I pace the room impatiently while Vi reads and finally manage to get a little burp out of Gavin. I chance a peek back at Violet and notice the tears streaming down her face. At least I wasn’t the only one who cried reading it.

“Are you going to?” she asks, looking up from the letter.

“Of course not! Violet I’m a twenty-eight year old unwed doula living in my deceased brother’s house. I’m not exactly in a position to rear a child.”

“You don’t give yourself enough credit,” she says, standing.

“Are you seriously trying to talk me into this?”

“I am. That child needs a mother, and I can’t think of anyone who would be a better one than you. And I’ve seen your account balance, so don’t act like you’re poor.”
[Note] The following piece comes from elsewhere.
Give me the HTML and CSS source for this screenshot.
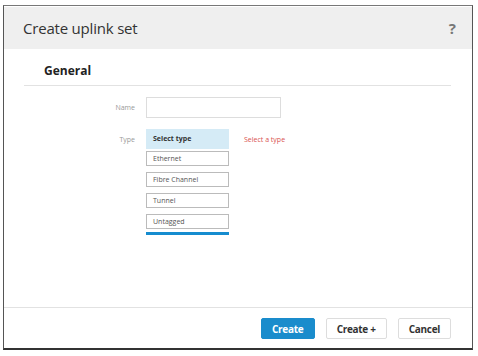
FILE: index.html
```html
<!DOCTYPE html>
<html lang="en">

<head>
    <meta charset="UTF-8">
    <meta name="viewport" content="width=device-width, initial-scale=1.0">
    <title>Create uplink set</title>
    <link rel="stylesheet" href="styles.css">
</head>

<body>
    <div class="dialog">
        <div class="dialog-header">
            <h1>Create uplink set</h1>
            <span class="help">?</span>
        </div>

        <div class="dialog-body">
            <h2>General</h2>

            <div class="form-row">
                <label for="name">Name</label>
                <input type="text" id="name">
            </div>

            <div class="form-row type-row">
                <label>Type</label>
                <div class="type-list">
                    <div class="type-selected">Select type</div>
                    <div class="type-option">Ethernet</div>
                    <div class="type-option">Fibre Channel</div>
                    <div class="type-option">Tunnel</div>
                    <div class="type-option">Untagged</div>
                    <div class="type-bar"></div>
                </div>
                <span class="hint">Select a type</span>
            </div>
        </div>

        <div class="dialog-footer">
            <button class="primary">Create</button>
            <button>Create +</button>
            <button>Cancel</button>
        </div>
    </div>
</body>

</html>
```
FILE: styles.css
```css
body {
    margin: 0;
    padding: 5px 5px 5px 3px;
    background-color: white;
    font-family: "Open Sans", "Liberation Sans", sans-serif;
}

.dialog {
    height: 342px;
    border: 1px solid #555;
    border-bottom: 2px solid #333;
    border-top-color: #777;
    display: flex;
    flex-direction: column;
    background-color: white;
}

.dialog-header {
    display: flex;
    align-items: center;
    justify-content: space-between;
    height: 42px;
    margin-top: 1px;
    padding: 0 16px 0 19px;
    background-color: #efefef;
}

h1 {
    margin: 0;
    font-size: 15px;
    font-weight: normal;
    color: #333;
    letter-spacing: -0.2px;
}

.help {
    font-size: 15px;
    font-weight: bold;
    color: #777;
}

.dialog-body {
    flex: 1;
    padding: 13px 21px 0 20px;
}

h2 {
    margin: 0;
    padding: 0 0 6px 20px;
    font-size: 12px;
    font-weight: bold;
    color: #222;
    border-bottom: 1px solid #e2e2e2;
}

.form-row {
    display: flex;
    align-items: center;
    margin-top: 11px;
}

label {
    width: 111px;
    padding-right: 11px;
    text-align: right;
    font-size: 7px;
    color: #999;
}

input {
    width: 135px;
    height: 21px;
    margin: 0;
    padding: 0 4px;
    border: 1px solid #ddd;
    box-sizing: border-box;
}

.type-row {
    align-items: flex-start;
    margin-top: 11px;
}

.type-row label {
    margin-top: 6px;
}

.type-list {
    width: 83px;
    display: flex;
    flex-direction: column;
    gap: 6px;
}

.type-selected {
    height: 20px;
    line-height: 20px;
    padding-left: 7px;
    background-color: #d5ebf6;
    font-size: 7px;
    font-weight: bold;
    color: #333;
}

.type-option {
    height: 15px;
    line-height: 14px;
    padding-left: 6px;
    border: 1px solid #bbb;
    box-sizing: border-box;
    font-size: 7px;
    color: #555;
}

.type-selected + .type-option {
    margin-top: -4px;
}

.type-bar {
    height: 3px;
    margin-top: -3px;
    background-color: #168ccf;
}

.hint {
    margin: 6px 0 0 15px;
    font-size: 7px;
    color: #d9534f;
}

.dialog-footer {
    display: flex;
    justify-content: flex-end;
    gap: 11px;
    height: 41px;
    padding: 10px 21px 0 0;
    box-sizing: border-box;
    border-top: 1px solid #e2e2e2;
}

button {
    height: 21px;
    padding: 0 10px;
    border: 1px solid #ddd;
    border-radius: 2px;
    background-color: white;
    font-family: "Open Sans", "Liberation Sans", sans-serif;
    font-size: 10px;
    font-weight: bold;
    letter-spacing: -0.3px;
    color: #333;
    cursor: pointer;
}

button.primary {
    width: 54px;
    background-color: #1a8ccc;
    border-color: #1a8ccc;
    color: white;
}
```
“That’s Rhett’s money, not mine. A child would eat through that savings. Not to mention what would I do when I get called out in the middle of the night for a two-day labor?” I ask, handing Gavin back to her.

“You bring her over to me, that’s what you do.”

“Vi, I couldn’t do that to you and Jack,” I argue.

“You could, seeing as I’ll be dropping Gavin off plenty of times a month, too, so Jack and I can have some alone time,” she says, waggling her eyebrows and trying to make light of the situation.

“The answer is still no Violet. I don’t want to be a single mother. I want to get married, have my own children.”

“Just because you didn’t push her out doesn’t mean she won’t be yours.”

“I can’t do this right now,” I say, wanting to change the subject, since I’m unable to leave. Why did I agree to drive her home, and even worse, why did I show her the letter? She just pushed out a baby—she’s hormonal.

“Just answer me this then—who’s going to take the baby?”

“Social services,” I reply.

“Kind of like Katie, huh,” she retorts.

Katie was a girl in our fifth grade class. She was always in and out of foster homes and came to school in dirty clothes, bruises, and most of the time had no lunch. Violet and I always tried to bring extra and sit with her at lunchtime, but we could tell she was embarrassed. She just stopped coming to school one day; I guess she transferred houses, or maybe she was adopted. We never did hear from her again to find out.

“Violet, I just … can’t.”

“You mean you won’t, huge difference.”

“I’m going to forgive you right now, because I know you’re hormonal, and want every baby to have it all like Gavin does, but not everyone can be so lucky. You do know there are good foster homes, right? One of my clients, Christina, was also a foster mom. An awesome one!”

“Lana, I’ve been sitting in this hospital room for days cuddling my little guy while he’s sick. I feel like it’s the only thing I can do. That little girl down there has nobody to snuggle her. She has no one in this world to offer her unconditional love, and while I’m sure the nurses will care on some level what happens to her, nobody truly cares, and everyone should have someone in their lives who loves them no matter what,” she says, looking down at the baby in her arms.